Dass dieser 8. Juli ein Tag von historischer Bedeutung werden würde, war schon vor dem Anpfiff klar. Denn: Am 8. Juli 1982 besiegte Deutschland im WM-Halbfinale Frankreich nach dem wahrscheinlich besten WM-Spiel aller Zeiten mit 4:3 nach Verlängerung. Am 8. Juli 1990 wurde Deutschland nach dem 1:0-Sieg gegen Argentinien Weltmeister. Und nun ebendieser 8. Juli 2014, an den deutsche Fans wohl noch sehr viel länger zurückdenken werden.

Dem Anlass entsprechend verzichtete Bundestrainer Joachim Löw erstmals bei dieser WM auf Überraschungen in der Startelf. Getreu Konrad Adenauers Motto hieß es auch für den Bundestrainer in Belo Horizonte: Keine Experimente. Und schnell war klar: Es war eine deutsche Startelf, die Fußballgeschichte schreiben sollte. Denn trotz eines zunächst fanatischen Publikums ganz in Gelb, das die brasilianische Nationalhymne in ohrenbetäubender Lautstärke mitsang, war es von der ersten Minute an eine deutsche Fußballdemonstration, wie es sie bei Weltmeisterschaften noch nie gegeben hat. Ganze zehn Minuten lang ließ die DFB-Auswahl die Seleção auf Augenhöhe mitspielen, ehe Löws Mannschaft Ernst machte. Eine Ecke des überragenden Toni Kroos verwandelte Thomas Müller direkt (11.). Sein fünfter Turniertreffer, sein zehntes WM-Tor – und vor allem: der Anfang vom Ende Brasiliens.

Müllers Führungstreffer wirkte auf den paralysierten Gastgeber schlimmer als der Schock um den Ausfall von Superstar Neymar, der an allen Ecken und Enden fehlte. Tagelang hatte das ganze Land über den Bruch seines Lendenwirbels getrauert – und nach wenigen Minuten wusste jeder im Stadion warum.
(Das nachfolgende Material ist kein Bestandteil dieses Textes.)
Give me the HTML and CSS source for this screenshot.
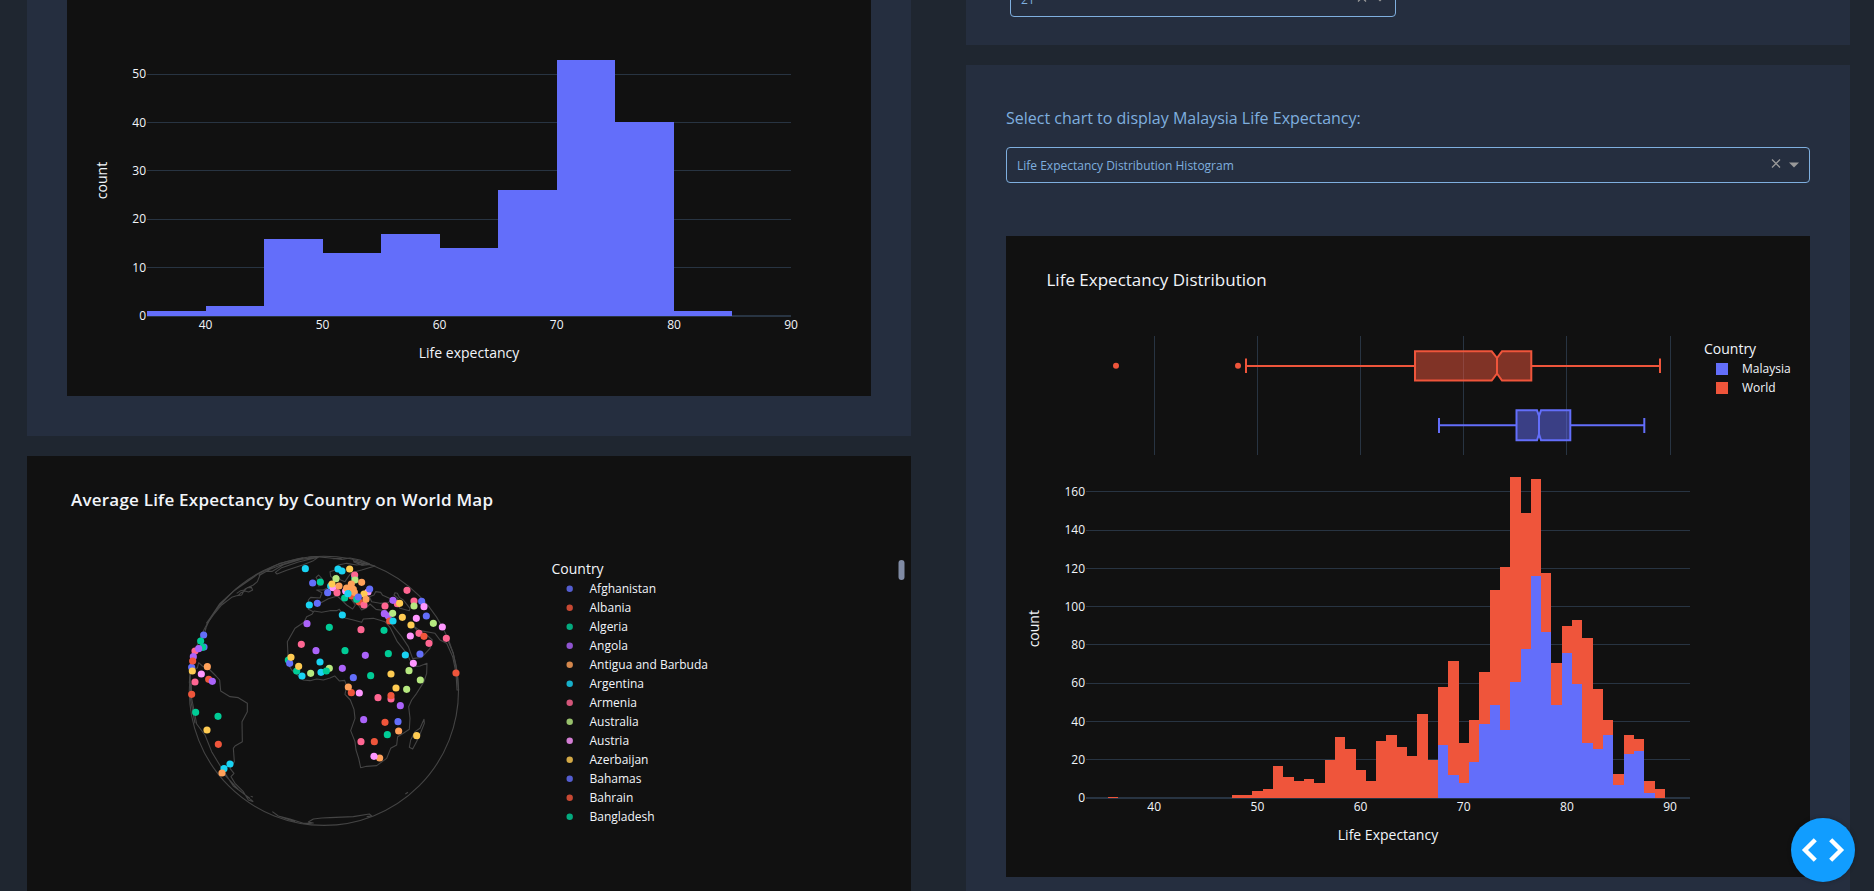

Deutschland kombinierte, Deutschland spielte, und Deutschland traf völlig ungeniert und ohne Gnade weiter.

So waren gerade mal 22 Minuten absolviert, ehe das Spiel bereits entschieden schied. Erneut war es Kroos, der nach diesem Spiel sicherlich für mehr als die kolportieren 30 Millionen Euro von Bayern zu Real Madrid wechseln wird, der den nächsten Treffer initiierte. Seine Vorarbeit legte Müller geschickt auf Offensivpartner Klose ab, der im zweiten Anlauf auf 2:0 erhöhte. Ein historischer Treffer, der Brasilien doppelt weh tat. Denn mit seinem insgesamt 16. WM-Treffer überholte der Wahl-Römer in der ewigen Torjägerliste sogar „O Fenomeno“ Ronaldo.

Von nun an waren in Brasiliens vorher so hochgelobter Abwehr, in der Bayerns Dante für den gelbgesperrten Thiago Silva „verteidigte“, alle Dämme gebrochen. Nur zwei Minuten später war es Kroos, der allerletzte Zweifel ausräumte und aus 16 Metern zum 3:0 vollendete (25.). Weil es so schön war, erhöhte der beste Mann auf dem Platz, der in dieser Form sicher beste Chancen auf die Auszeichnung „Spieler des Turniers“ hat, nur Sekunden später zum 4:0 (26.). Nie hat eine deutsche Mannschaft besseren Fußball zelebriert.

Doch die beste halbe Stunde der deutschen Fußballgeschichte war noch nicht vorbei. Gerade mal vier Minuten später passte Khedira zum endlich starken Mesut Özil, der spielte zurück – der Rest war für Khedira nur noch Formarbeit. 5:0 in einem WM-Halbfinale – so etwas hat es noch nicht gegeben.

„Oh, wie ist das schön, oh, wie ist das schön“, sangen die Schlachtenbummler, die sich nun umso mehr auf Deutschlands achtes WM-Finale am Sonntag (21 Uhr) freuen dürfen. Und die Zielsetzung im sagenumwobenen Maracanã dürfte klar sein: ganz einfach erneut Fußballgeschichte schreiben.

Deutschland schonte sich für das Finale, Brasilien versuchte den Schaden zu begrenzen. Dies gelang nicht. Nach dem 6:0 und 7:0 jeweils durch den eingewechselten André Schürrle gab es sogar Beifall von den brasilianischen Fans. Über Oscars Ehrentor zum 7:1-Endstand jubelte keiner mehr.